Delta Sampling: Data-Free Knowledge Transfer Across Diffusion Models

TL;DR

Delta Sampling addresses cross-version reuse of diffusion-model adaptations without training data. It derives a residual delta between an adapted base model and the base, and injects this delta into a target model's denoising predictions during sampling, enabling data-free knowledge transfer. The method is plug-and-play, sampler-agnostic, and supports multiple adapters (LoRA, LyCORIS, ControlNet, IP-Adapter) and composed configurations. Empirical results across SD backbones (1.5 to 3.5, XL) show improved fidelity to target adaptations while maintaining diversity, demonstrating practical deployment benefits for community-driven diffusion ecosystems.

Abstract

Diffusion models like Stable Diffusion (SD) drive a vibrant open-source ecosystem including fully fine-tuned checkpoints and parameter-efficient adapters such as LoRA, LyCORIS, and ControlNet.
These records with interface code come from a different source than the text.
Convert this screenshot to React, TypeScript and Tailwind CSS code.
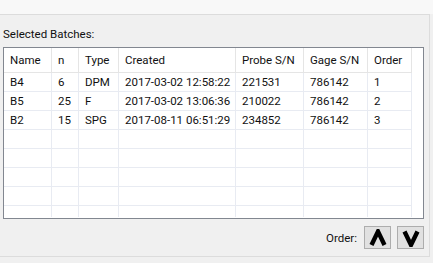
const columns = [
  { key: "name", label: "Name", width: "w-[48px]" },
  { key: "n", label: "n", width: "w-[27px]" },
  { key: "type", label: "Type", width: "w-[40px]" },
  { key: "created", label: "Created", width: "w-[117px]" },
  { key: "probe", label: "Probe S/N", width: "w-[68px]" },
  { key: "gage", label: "Gage S/N", width: "w-[64px]" },
  { key: "order", label: "Order", width: "w-[44px]" },
];

const batches: Record<string, string>[] = [
  { name: "B4", n: "6", type: "DPM", created: "2017-03-02 12:58:22", probe: "221531", gage: "786142", order: "1" },
  { name: "B5", n: "25", type: "F", created: "2017-03-02 13:06:36", probe: "210022", gage: "786142", order: "2" },
  { name: "B2", n: "15", type: "SPG", created: "2017-08-11 06:51:29", probe: "234852", gage: "786142", order: "3" },
];

const emptyRows = 4;

const Chevron = ({ down }: { down?: boolean }) => (
  <svg width="18" height="18" viewBox="0 0 18 18" className="block">
    <path
      d={down ? "M2.5 2.5 L9 16 L15.5 2.5" : "M2.5 16 L9 2.5 L15.5 16"}
      fill="none"
      stroke="#000"
      strokeWidth="4.4"
      strokeLinejoin="miter"
    />
  </svg>
);

export default function App() {
  return (
    <div className="w-[433px] h-[263px] bg-[#f0f0f0] overflow-hidden font-['Roboto',sans-serif] text-[11.5px] text-[#111] whitespace-nowrap">
      <div className="h-[14px] bg-[#f8f8f8]" />
      <div className="w-[430px] h-[243px] border-t border-r border-b border-[#dcdcdc] pl-[3px]">
        <div className="pt-[11px] leading-[16px]">Selected Batches:</div>

        <div className="mt-[5px] w-[421px] h-[172px] border border-[#828790] bg-white">
          {/* header */}
          <div className="flex h-[25px]">
            {columns.map((c) => (
              <div
                key={c.key}
                className={`${c.width} shrink-0 border-r border-b border-[#e5e5e5] pl-[6px] leading-[24px]`}
              >
                {c.label}
              </div>
            ))}
          </div>

          {batches.map((b) => (
            <div key={b.name} className="flex h-[19px]">
              {columns.map((c) => (
                <div
                  key={c.key}
                  className={`${c.width} shrink-0 border-r border-b border-[#e8ebf2] pl-[6px] leading-[18px] overflow-hidden`}
                >
                  {b[c.key]}
                </div>
              ))}
            </div>
          ))}

          {Array.from({ length: emptyRows }).map((_, i) => (
            <div key={i} className="flex h-[19px]">
              {columns.map((c) => (
                <div key={c.key} className={`${c.width} shrink-0 border-r border-b border-[#e8ebf2]`} />
              ))}
            </div>
          ))}

          <div className="flex h-[11px]">
            {columns.map((c) => (
              <div key={c.key} className={`${c.width} shrink-0 border-r border-[#e8ebf2]`} />
            ))}
          </div>
        </div>

        <div className="mt-[7px] w-[421px] flex items-center justify-end">
          <span className="mr-[7px] leading-[16px]">Order:</span>
          <button className="w-[27px] h-[23px] bg-[#e1e1e1] border border-[#adadad] flex items-center justify-center">
            <Chevron />
          </button>
          <button className="ml-[6px] w-[27px] h-[23px] bg-[#e1e1e1] border border-[#adadad] flex items-center justify-center">
            <Chevron down />
          </button>
        </div>
      </div>
    </div>
  );
}
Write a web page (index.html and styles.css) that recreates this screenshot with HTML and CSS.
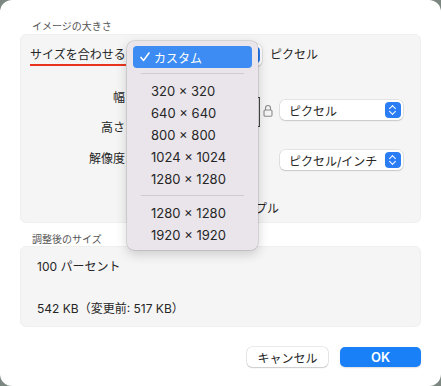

However, these adaptation components are tightly coupled to a specific base model, making them difficult to reuse when the base model is upgraded (e.g., from SD 1.x to 2.x) due to substantial changes in model parameters and architecture. In this work, we propose Delta Sampling (DS), a novel method that enables knowledge transfer across base models with different architectures, without requiring access to the original training data. DS operates entirely at inference time by leveraging the delta: the difference in model predictions before and after the adaptation of a base model. This delta is then used to guide the denoising process of a new base model. We evaluate DS across various SD versions, demonstrating that DS achieves consistent improvements in creating desired effects (e.g., visual styles, semantic concepts, and structures) under different sampling strategies. These results highlight DS as an effective, plug-and-play mechanism for knowledge transfer in diffusion-based image synthesis. Code:~ https://github.com/Zhidong-Gao/DeltaSampling

Figures (18)

• Figure 1: Overview of Delta Sampling. Each denoising step comprises the following steps: 1) The base pre-trained diffusion model predicts the noise $\epsilon_{\text{base}}(x_t,t)$ ; 2) The adapted diffusion model (Full fine-tune, LoRA, LyCORIS, ControlNet, etc.) predicts the noise $\epsilon_{\text{adapt}}(x_t,t)$; 3) The delta is computed as $\epsilon_{\text{adapt}}(x_t,t) - \epsilon_{\text{base}}(x_t,t)$; 4) The target pre-trained diffusion model predicts the noise $\epsilon_{\text{target}}(x_t,t)$; and 5) The delta is injected into $\epsilon_{\text{target}}(x_t,t)$ to guide the denoising process of target model.
• Figure 2: DS with full-fined checkpoint, LoRA and ControlNet. From top to bottom, the results correspond to different control conditions: depth (first rows), canny edge (second rows), human pose (second rows), and segmentation (bottom rows).
• Figure 3: We compare: (1) SD-2.1 Only (baseline, no adaptation), (2) DS applying a 32-rank, 16-alpha LoRA (DS w/ LoRA) to SD-2.1, (3) DS applying a 16-rank, 8-alpha LoHa (DS w/ LoHa) to SD-2.1, and (4) SD-1.5 with the original 32-rank, 16-alpha LoRA (baseline, representing the desired target effect). Similarity measures adherence to the target style/concept (e.g., using CLIP-Score with reference prompts/images), while diversity assesses visual variation among images generated for the same prompt (e.g., using average LPIPS between pairs).
• Figure 4: DS with full-fined checkpoint. From top to bottom, the results correspond to three different checkpoints: LineArt.safetensors (first two rows), Photon_v1.safetensors (middle two rows), and revAnimated_v2.safetensors (bottom two rows). From left to right, each column shows the result generated with a different guidance strength $\lambda$.
• Figure 5: Robustness of Delta Sampling (DS) across different diffusion samplers. We apply DS to transfer the animeoutlineV4_16 LoRA (trained on SD-1.5) to SD-2.1 under a wide range of samplers, including DDIM, DDPM, DDPMPP, DPM2, Euler, Gradient Estimation Sampler (GES), Heun, and Uni-PC. All generations use the same prompt describing an anime-style girl in a flower field with monochrome lineart aesthetics. Despite substantial differences in solver dynamics, numerical stability, and stochasticity, DS consistently preserves the intended line-art adaptation across all samplers, demonstrating strong sampler-agnostic robustness.